In 1988, after careful study of the concrete and metal buildings, the abandoned wool mill was purchased to initially provide space in part of the main building to manufacture a group of special products for sale to professional photographers. The 650 broken windows were replaced and creative ideas were used to significantly enhance the appearance of the exterior of the buildings before beginning a total remodeling of the interior. Work then began to subdivide additional vacant space into offices and work areas for lease. The Old Mill name was chosen and a totally new life for the old wool mill began with more activity today than ever before.
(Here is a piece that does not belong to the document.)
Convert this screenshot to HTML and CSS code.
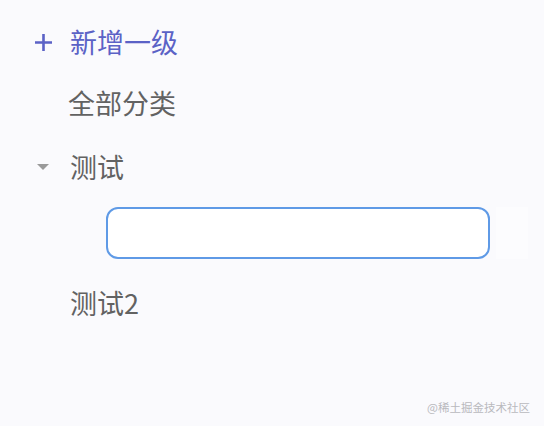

Nearly two hundred people now work at the Old Mill complex and hundreds of visitors every day.
Initially, only the upper floor of the main 101 building was remodeled then followed by subdividing the lower floor into more offices and work areas. An elevator was installed to make both floors easily accessible although both floors have ground-level entrances. The two nearby buildings with 12,000 square feet in each were developed, one into offices and the other into a plastic injection molding manufacturing facility. The 15,000 square foot metal warehouse building was also made available and is now JCO Janitorial Supply and VYM GYM.
Because the Old Mill is next to the Union Pacific railroad tracks and already had a railroad siding, the historic rail cars were brought in to serve a variety of purposes including a site for meetings, dinners, and special events and storage. The dining car served as a church on Sundays for several years. The business operating philosophy of The Old Mill has always been to offer a very diverse variety of high-quality lease space at the lowest possible rates.
The Old Mill complex has seen many tenants, some of whom stayed for many years. Cedar Creek Associates, a group offering psychological services, has been a tenant at The Old Mill for more than 25 years, progressively moving to larger and larger space. Cole Pediatric Therapy began in a single suite at The Old Mill and now is one of the largest tenants. The original tenant, the photography company known as Virtual Backgrounds, thrived for many years and still maintains an office.. Professional photographers from around the world came to The Old Mill for multiday training workshops to learn to use the specialized equipment that was manufactured there. Every day the workshop attendees had lunch on the historic railroad dining car and partied there in the evenings. The company, Pixel Magic, was born at the Old Mill and became a leading company in creating digital imaging photo stations which quickly became popular in photo stores and then in big box retail stores and drug stores. Pixel Magic was purchased but still has a satellite administrative office at The Old Mill. The imaging system is sold worldwide. Today, every Walgreens store and many other retailers have a digital imaging system that originated in The Old Mill.
The Old Mill houses the administrative offices for the San Marcos public schools, a physical therapist, Vim Gym, a solar panel company, X8 Drum, several health related companies, a health professional training academy and a number of other companies. The Old Mill facility is continually being upgraded as it gets ready to start its second century.
Once seen as being located “way out in the country”, The Old Mill is now surrounded by apartments and residences with several thousand students living within easy walking distance and thousands more within a mile or two. As a result, part of the original 12-acre site is now the home of Phase I of a new shopping center complex, Mill Street Crossing, with the primary tenant being Mill Street Market. Mill Street Market is a super convenience grocery store offering fresh produce, meats, general groceries, beverages, a deli, and fuel. Other tenants will fill out Phase I and then Phase II will be built with plenty of open space remaining for additional development.
The Old Mill complex of buildings clearly demonstrates the value of preserving historic structures. It continues today as a strong community institution with a fascinating past and a bright future.